Das kann ich absolut nicht leiden. Ich finde das auch total gefährlich. Man muss doch überhaupt nicht mit den Händen rumfuchteln, nur um auf irgendwas zu deuten oder etwas zu beschreiben. Was für ein welscher Kokolores! Man kann doch auch einfach sagen, „Da hinten rechts ist ...“ – „Neben dem Hochhaus genau vor uns befindet sich diese oder jene Sehenswürdigkeit ...“ – „Auf 11 Uhr in etwa 150 Metern Entfernung sieht man ...“ Es spricht doch nichts dagegen, sich ein bisschen verantwortungsvoll zu verhalten.
Ich ruf dann immer laut „hey“ und weiche demonstrativ und übertrieben ruckartig mit dem ganzen Oberkörper zurück und aus der Reichweite ihrer aufdringlichen Zeigefinger, wie so ein Specht, der erst mal ordentlich ausholt, bevor er seinen Schnabel in die Rinde hämmert.
Aber sie kriegen das gar nicht mit. Siezen Leute, belegen Lokalplätze mit umweltschädigenden To-go-Bechern, El Niños trojanische Papppferde, und stechen unschuldigen Berlinern die Augen aus. Leute, die nicht von hier sind. Und die meisten sind sogar von ganz woanders. Also jetzt mal hinter vorgehaltener Hand, weil man ja heutzutage praktisch nichts mehr sagen darf, also das bleibt jetzt besser unter uns, obwohl es die reine Wahrheit ist, aber dass die Wahrheit in Deutschland noch irgendetwas zählt, ist ja offenbar lang vorbei, in dieser Hinsicht ist das eigentlich gar nicht mehr mein Deutschland, also die allermeisten, die solche Sachen falsch machen, sind – ich sag das jetzt einfach mal, auch wenn dann wieder die Gesinnungspolizei auf mich einprügelt – also, die so was machen, sind – jetzt kommt doch mal bisschen näher ran mit dem Ohr, dann muss ich nicht so schreien, der Feind hört mit – also die sind: Ausländer.
Angenehme Ausländer
Isso, leider, hier stehe ich und kann nicht anders. Das wird man doch wohl noch sagen dürfen. Schließlich ist das ganz einfach meine persönliche Beobachtung. Ich kann doch nichts dafür, dass ich irgendwas beobachtet habe. Muss ich mich jetzt auch schon dafür entschuldigen? Und warum sollte ich denn lügen? Mir sind doch angenehme Ausländer auch viel lieber.

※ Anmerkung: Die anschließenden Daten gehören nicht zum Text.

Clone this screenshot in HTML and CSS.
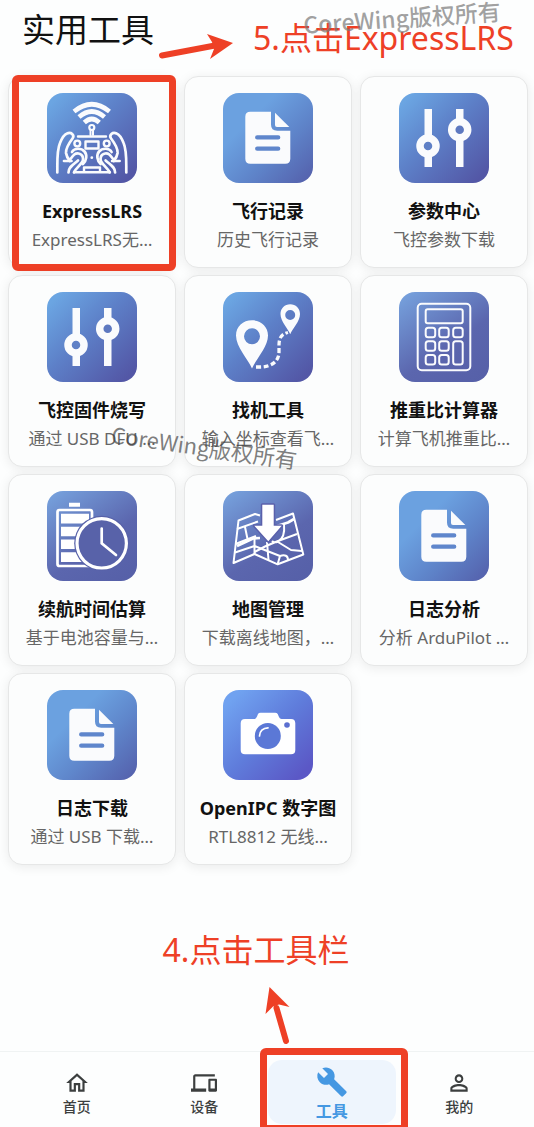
FILE: index.html
```html
<!DOCTYPE html>
<html lang="zh-CN">
<head>
    <meta charset="UTF-8">
    <meta name="viewport" content="width=device-width, initial-scale=1.0">
    <title>实用工具</title>
    <link rel="stylesheet" href="styles.css">
</head>
<body>

<!-- Shared icons -->
<svg class="defs" width="0" height="0" aria-hidden="true">
    <symbol id="icon-sliders" viewBox="0 0 90 90">
        <path fill="#fafbfd" d="M25.500 16H33V74H25.500zM57 16H64.500V74H57z"/>
        <circle cx="29" cy="53" r="8" fill="#5f80c6" stroke="#fafbfd" stroke-width="7.5"/>
        <circle cx="60.7" cy="36.7" r="8" fill="#5d78c0" stroke="#fafbfd" stroke-width="7.5"/>
    </symbol>
    <symbol id="icon-doc" viewBox="0 0 90 90">
        <path fill="#fafbfd" d="M27.300 18.700H48V31.500Q48 37.700 54.200 37.700H67.300V65.700Q67.300 70.700 62.300 70.700H27.300Q22.300 70.700 22.300 65.700V23.700Q22.300 18.700 27.300 18.700z"/>
        <path fill="#fafbfd" d="M52 19.700L66.300 34H54Q52 34 52 32z"/>
        <path stroke="#5f86cc" stroke-width="4.3" stroke-linecap="round" d="M34.200 44.400H55.200M34.200 55.700H55.200"/>
    </symbol>
</svg>

<header class="header">
    <h1>实用工具</h1>
    <svg class="arrow-right" width="76" height="28" viewBox="0 0 76 28" aria-hidden="true">
        <path d="M4 22.500L57 12.500" stroke="#ee4026" stroke-width="6" stroke-linecap="round"/>
        <path d="M49 1L75 10L52 26L56 16L54 9z" fill="#ee4026"/>
    </svg>
    <p class="hint">5.点击ExpressLRS</p>
    <span class="watermark watermark-top">CoreWing版权所有</span>
</header>

<main class="tools">
    <a class="card" href="#">
        <svg class="icon blue" viewBox="0 0 90 90" fill="none" stroke="#fafbfd" stroke-linecap="round" stroke-linejoin="round" aria-hidden="true">
            <path stroke-width="4.6" stroke-linecap="butt" d="M27 18.500Q44.800 4 62.500 18.500M32 24Q44.800 13 57.500 24M37.300 29.500Q44.800 22.500 52.300 29.500"/>
            <circle cx="44.8" cy="34.5" r="2.5" stroke-width="2.2"/>
            <path stroke-width="2" d="M43.500 37.500V42M46 37.500V42"/>
            <path stroke-width="2.4" d="M31 43.500H59M38.500 48.500H51.500V55.500H38.500zM27 79.300H63M37 79V74.500H53V79"/>
            <circle cx="30.3" cy="50.5" r="2.9" stroke-width="2.4"/>
            <circle cx="59.7" cy="50.5" r="2.9" stroke-width="2.4"/>
            <circle cx="44.8" cy="64.7" r="1.4" fill="#fafbfd" stroke="none"/>
            <g id="hand" stroke-width="2.7">
                <path d="M10.300 79.500C10.500 70 9.500 58 13 50C15 45 17 41.500 20 40.500C24 38.500 28 42 25.500 45.500C22.500 49.500 18.500 55 19 60Q19.500 64 23 68"/>
                <path d="M17 68H24.500"/>
                <path d="M25 59C27 55 34 54.500 37.500 58.500C40.500 62 39.500 68 36 71"/>
                <path d="M21.500 79.500C21.500 74 26 72 31 67.500M27 79.500C27.500 76.500 32 74 35.500 68.500C37 65 35.500 61 31.500 60.500C28 60 26.500 62 23.500 66"/>
            </g>
            <use href="#hand" transform="matrix(-1 0 0 1 89.6 0)"/>
        </svg>
        <h2>ExpressLRS</h2>
        <p>ExpressLRS无…</p>
        <span class="marker"></span>
    </a>

    <a class="card" href="#">
        <svg class="icon sky" aria-hidden="true"><use href="#icon-doc"/></svg>
        <h2>飞行记录</h2>
        <p>历史飞行记录</p>
    </a>

    <a class="card" href="#">
        <svg class="icon blue" aria-hidden="true"><use href="#icon-sliders"/></svg>
        <h2>参数中心</h2>
        <p>飞控参数下载</p>
    </a>

    <a class="card" href="#">
        <svg class="icon blue" aria-hidden="true"><use href="#icon-sliders"/></svg>
        <h2>飞控固件烧写</h2>
        <p>通过 USB DFU …</p>
    </a>

    <a class="card" href="#">
        <svg class="icon blue" viewBox="0 0 90 90" fill="none" aria-hidden="true">
            <path fill="#fafbfd" fill-rule="evenodd" d="M29 76.500C25 67 13 55 13 43.500C13 34.500 20 28.300 29 28.300S45 34.500 45 43.500C45 55 33 67 29 76.500zM29 36.300a8 8 0 1 0 0 16a8 8 0 1 0 0-16z"/>
            <path fill="#fafbfd" fill-rule="evenodd" d="M67.200 42.300C65 36.500 57.500 29.500 57.500 22C57.500 16.300 61.700 12.300 67.200 12.300S77 16.300 77 22C77 29.500 69.500 36.500 67.200 42.300zM67.200 18a5 5 0 1 0 0 10a5 5 0 1 0 0-10z"/>
            <path stroke="#fafbfd" stroke-width="3.3" stroke-dasharray="5 2.5" d="M33 75H37C49 75 56 69 56 60V53C56 46 58.500 42 65 40.500"/>
        </svg>
        <h2>找机工具</h2>
        <p>输入坐标查看飞…</p>
    </a>

    <a class="card" href="#">
        <svg class="icon indigo" viewBox="0 0 90 90" fill="none" stroke="#fafbfd" stroke-width="2" aria-hidden="true">
            <rect x="18.7" y="11.7" width="52.6" height="66.6" rx="4"/>
            <rect x="26.7" y="17.3" width="37" height="14" rx="2"/>
            <rect x="26.7" y="35.7" width="9.5" height="9.5" rx="2.5"/>
            <rect x="40.2" y="35.7" width="9.5" height="9.5" rx="2.5"/>
            <rect x="54.2" y="35.7" width="9.5" height="9.5" rx="2.5"/>
            <rect x="26.7" y="49.3" width="9.5" height="9.5" rx="2.5"/>
            <rect x="40.2" y="49.3" width="9.5" height="9.5" rx="2.5"/>
            <rect x="26.7" y="63" width="9.5" height="9.5" rx="2.5"/>
            <rect x="40.2" y="63" width="9.5" height="9.5" rx="2.5"/>
            <rect x="54.2" y="49.3" width="9.5" height="23.2" rx="2.5"/>
        </svg>
        <h2>推重比计算器</h2>
        <p>计算飞机推重比…</p>
    </a>

    <a class="card" href="#">
        <svg class="icon indigo" viewBox="0 0 90 90" fill="none" aria-hidden="true">
            <rect x="10.5" y="19" width="34.5" height="56" rx="2" stroke="#fff" stroke-width="2.7"/>
            <path fill="#fff" d="M22 11.700h11v4h-11zM14 22.700h28v9.800h-28zM14 35.700h28v9.600h-28zM14 48.500h28v9.600h-28zM14 61.200h28v9.800h-28z"/>
            <circle cx="54.7" cy="52.3" r="27.5" fill="#5862a9"/>
            <circle cx="54.7" cy="52.3" r="24.7" stroke="#fff" stroke-width="3.2"/>
            <path stroke="#fff" stroke-width="2.7" stroke-linecap="round" d="M54.700 37.500V52.300L69 64"/>
        </svg>
        <h2>续航时间估算</h2>
        <p>基于电池容量与…</p>
    </a>

    <a class="card" href="#">
        <svg class="icon indigo" viewBox="0 0 90 90" fill="none" stroke="#fff" stroke-width="2" stroke-linejoin="round" aria-hidden="true">
            <path d="M37 24.500L32 23L15.500 29.500L10.500 72L31.500 63L54.700 73.300L80.300 63.500L70 22.500L53 29"/>
            <path d="M14 38L35 30.500M12.500 53L33 45M12 61.500L31.500 55L57 65M31.500 46V63M22 36L24.500 48M44 51L45.500 69"/>
            <path stroke-width="2.7" d="M14 55L30 47.500L37 47M54 35L65 31.500L71 28"/>
            <path d="M31.500 61L42 55.500L55 50L74 43M61 33C62 43 60 48 55 50.500C52 52 50 51 49 50M55 51L68 59L79 60M57 65L54.700 73M57 65C62 63 65 65 65 69"/>
            <path class="map-arrow" stroke="#5a60ab" stroke-width="3" fill="#fff" d="M39.300 13.700H50.700V34.700H58.700L45.300 50.300L31.300 34.700H39.300z"/>
        </svg>
        <h2>地图管理</h2>
        <p>下载离线地图，…</p>
    </a>

    <a class="card" href="#">
        <svg class="icon sky" aria-hidden="true"><use href="#icon-doc"/></svg>
        <h2>日志分析</h2>
        <p>分析 ArduPilot …</p>
    </a>

    <a class="card" href="#">
        <svg class="icon sky" aria-hidden="true"><use href="#icon-doc"/></svg>
        <h2>日志下载</h2>
        <p>通过 USB 下载…</p>
    </a>

    <a class="card" href="#">
        <svg class="icon violet" viewBox="0 0 90 90" fill="none" aria-hidden="true">
            <path fill="#fff" d="M22 29H31Q33 29 34 26.500L35 24Q35.700 22.700 37.500 22.700H52Q54 22.700 54.700 24L56 27Q56.800 29 58.500 29H68Q72.300 29 72.300 33.300V60Q72.300 64.300 68 64.300H22Q17.700 64.300 17.700 60V33.300Q17.700 29 22 29z"/>
            <circle cx="44.8" cy="46" r="13" fill="#5b78d6"/>
            <path stroke="#fff" stroke-width="1.7" stroke-linecap="round" d="M36.500 46C36.500 41.500 40 37.800 45 37.800"/>
            <circle cx="64" cy="35" r="2.8" fill="#5b6fd0"/>
        </svg>
        <h2>OpenIPC 数字图</h2>
        <p>RTL8812 无线…</p>
    </a>

    <span class="watermark watermark-middle">CoreWing版权所有</span>
</main>

<div class="footer-hint">
    <p class="hint">4.点击工具栏</p>
    <svg class="arrow-up" width="28" height="60" viewBox="0 0 28 60" aria-hidden="true">
        <path d="M22 55L12.500 22" stroke="#ee4026" stroke-width="6" stroke-linecap="round"/>
        <path d="M5.500 1L25.500 21L15 18.500L9 20.500L1.500 28z" fill="#ee4026"/>
    </svg>
</div>

<nav class="tabbar">
    <a class="tab" href="#">
        <svg viewBox="0 0 24 24" aria-hidden="true"><path d="M12 5.690l5 4.500V18h-2v-6H9v6H7v-7.810l5-4.500M12 3L2 12h3v8h6v-6h2v6h6v-8h3L12 3z"/></svg>
        <span>首页</span>
    </a>
    <a class="tab" href="#">
        <svg viewBox="0 0 24 24" aria-hidden="true"><path d="M4 6h18V4H4c-1.100 0-2 .9-2 2v11H0v3h14v-3H4V6zm19 2h-6c-.55 0-1 .45-1 1v10c0 .55.45 1 1 1h6c.55 0 1-.45 1-1V9c0-.55-.45-1-1-1zm-1 9h-4v-7h4v7z"/></svg>
        <span>设备</span>
    </a>
    <a class="tab active" href="#">
        <svg viewBox="0 0 24 24" aria-hidden="true"><path d="M22.700 19l-9.100-9.100c.9-2.300.4-5-1.500-6.900-2-2-5-2.400-7.400-1.300L9 6 6 9 1.600 4.700C.4 7.100.9 10.100 2.900 12.100c1.900 1.900 4.600 2.400 6.900 1.500l9.100 9.100c.4.4 1 .4 1.400 0l2.300-2.300c.5-.4.5-1.100.1-1.400z"/></svg>
        <span>工具</span>
        <span class="marker"></span>
    </a>
    <a class="tab" href="#">
        <svg viewBox="0 0 24 24" aria-hidden="true"><path d="M12 5.900c1.160 0 2.100.94 2.100 2.100s-.94 2.100-2.100 2.100S9.900 9.160 9.900 8s.94-2.100 2.100-2.100m0 9c2.970 0 6.100 1.460 6.100 2.100v1.100H5.900V17c0-.64 3.130-2.100 6.100-2.100M12 4C9.790 4 8 5.790 8 8s1.790 4 4 4 4-1.790 4-4-1.790-4-4-4zm0 9c-2.670 0-8 1.340-8 4v3h16v-3c0-2.660-5.330-4-8-4z"/></svg>
        <span>我的</span>
    </a>
</nav>

</body>
</html>
```

FILE: styles.css
```css
* {
    box-sizing: border-box;
}
body {
    font-family: "Noto Sans", "Noto Sans CJK SC", sans-serif;
    margin: 0;
    min-height: 100vh;
    display: flex;
    flex-direction: column;
    background-color: #fdfefe;
    color: #111;
}
h1, h2, p {
    margin: 0;
}
a {
    color: inherit;
    text-decoration: none;
}
.defs {
    position: absolute;
}

/* Header */
.header {
    position: relative;
    display: flex;
    align-items: flex-start;
    height: 76px;
    padding: 6px 0 0 22px;
    white-space: nowrap;
}
h1 {
    font-size: 33px;
    line-height: 48px;
    font-weight: 400;
}
.hint {
    font-size: 32px;
    line-height: 48px;
    color: #ee4026;
}
.arrow-right {
    flex: none;
    margin: 27px 19px 0 4px;
}
.header .hint {
    padding-top: 8px;
}
.watermark {
    position: absolute;
    font-family: "Noto Sans CJK SC", sans-serif;
    line-height: 20px;
    white-space: nowrap;
}
.watermark-top {
    top: 7px;
    right: 33px;
    font-size: 23px;
    font-weight: 500;
    color: rgba(120, 120, 120, 0.7);
    transform: rotate(-4deg);
}
.watermark-middle {
    top: 360px;
    left: 111px;
    font-size: 22px;
    color: rgba(70, 70, 70, 0.7);
    transform: rotate(8deg);
}

/* Tool cards */
.tools {
    position: relative;
    display: grid;
    grid-template-columns: repeat(3, 1fr);
    gap: 7px 8px;
    padding: 0 6px 0 8px;
}
.card {
    position: relative;
    display: flex;
    flex-direction: column;
    align-items: center;
    padding: 16px 8px 12px;
    border: 1px solid #e6e7e7;
    border-radius: 14px;
    background-color: #fcfdfd;
    box-shadow: 0 2px 12px rgba(0, 0, 0, 0.08);
    text-align: center;
    white-space: nowrap;
}
.icon {
    width: 90px;
    height: 90px;
    margin-bottom: 14px;
    border-radius: 16px;
}
.blue {
    background: linear-gradient(135deg, #6ba5e2 8%, #5d80c8 45%, #5357a6 92%);
}
.sky {
    background: linear-gradient(135deg, #6ba1e0 30%, #5f86cb 60%, #5563ae 95%);
}
.indigo {
    background: linear-gradient(145deg, #759fdb 5%, #5b66ae 58%, #5660a8 95%);
}
.violet {
    background: linear-gradient(135deg, #70a2f0 10%, #5f7cdb 50%, #5b58c6 90%);
}
.map-arrow {
    paint-order: stroke;
}
.card h2 {
    font-size: 18px;
    line-height: 28px;
    font-weight: 700;
}
.card p {
    font-size: 17px;
    line-height: 30px;
    color: #666;
}

/* Red marker frames */
.marker {
    position: absolute;
    border: 7px solid #ee4026;
    border-radius: 6px;
}
.card .marker {
    inset: -2px -1px -4px 3px;
}

/* Lower hint */
.footer-hint {
    display: flex;
    flex-direction: column;
    align-items: center;
    margin-top: auto;
    padding: 24px 22px 5px 0;
}
.arrow-up {
    margin: 12px 0 0 44px;
}

/* Bottom tabs */
.tabbar {
    display: flex;
    padding: 8px 11px 3px 13px;
    border-top: 1px solid #f0f3f3;
}
.tab {
    position: relative;
    flex: 1;
    display: flex;
    flex-direction: column;
    align-items: center;
    height: 64px;
    padding-top: 10px;
    border-radius: 14px;
    font-size: 14px;
    line-height: 22px;
    font-weight: 500;
    color: #3c3f3f;
}
.tab svg {
    width: 26px;
    height: 26px;
    fill: currentColor;
}
.tab.active {
    padding-top: 6px;
    background-color: #eef5fd;
    color: #4598e2;
    font-size: 16px;
    line-height: 26px;
    font-weight: 700;
}
.tab.active svg {
    width: 32px;
    height: 32px;
}
.tab .marker {
    inset: -12px -12px -3px -8px;
    border-bottom-width: 2px;
    border-radius: 6px 6px 0 0;
}
```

Aber, um nochmals auf die Frage zurückzukommen: Klar, habe ich Glück gehabt. Mir kippt zwar immer eine Menge um, doch im Großen habe ich sogar sehr viel Glück. Ich lebe noch, während andere tot sind. Das erkläre ich den jungen Menschen. Sehr ausführlich erläutere ich es ihnen. Sie nicken verständnisvoll.
„Ihr seid ja nicht von hier“, oldmansplaine ich weiter, „ich selber bin seit über dreißig Jahren in der Stadt.“ Ich ächze, um meinen Veteranenstatus zu unterstreichen. „Das kennt ihr ja nicht mehr. Überall besetzte Häuser. In Schöneberg. Die Schlacht am Nollendorfplatz. Auf der einen Seite 8.000 Kämpfer. Auf der anderen Seite 100.000 Bullen. Mit Hunden, Polizeipferden, Kampfelefanten, alles brannte, der Rauch machte den Tag zur Nacht, am Ende wurden die Toten gezählt: Einer ist nämlich vom Bus überfahren worden ...“
„Und Sie waren da die ganze Zeit immer mittendrin?“
„Bin ich wahnsinnig? Nein, natürlich nicht. Aber ich hab’s in der ‚Abendschau‘ gesehen.“
Ich gerate ins Schwärmen. Einstürzende Neubauten, abstoßende Altbauten, Nick Cave, Blixa Bargeld, Jens Lehmann. Die haben in ehemaligen Hundefrisörsalons mit Handrührgeräten gleichzeitig Kunst und Musik gemacht. Und alle waren die ganze Zeit über nackt. Außer im Winter. Und auf der Straße. Und im Schwimmbad … Ah, die jungen Herrschaften sind weg. Hab ich erst gar nicht bemerkt. Ohne sich zu verabschieden. Schade.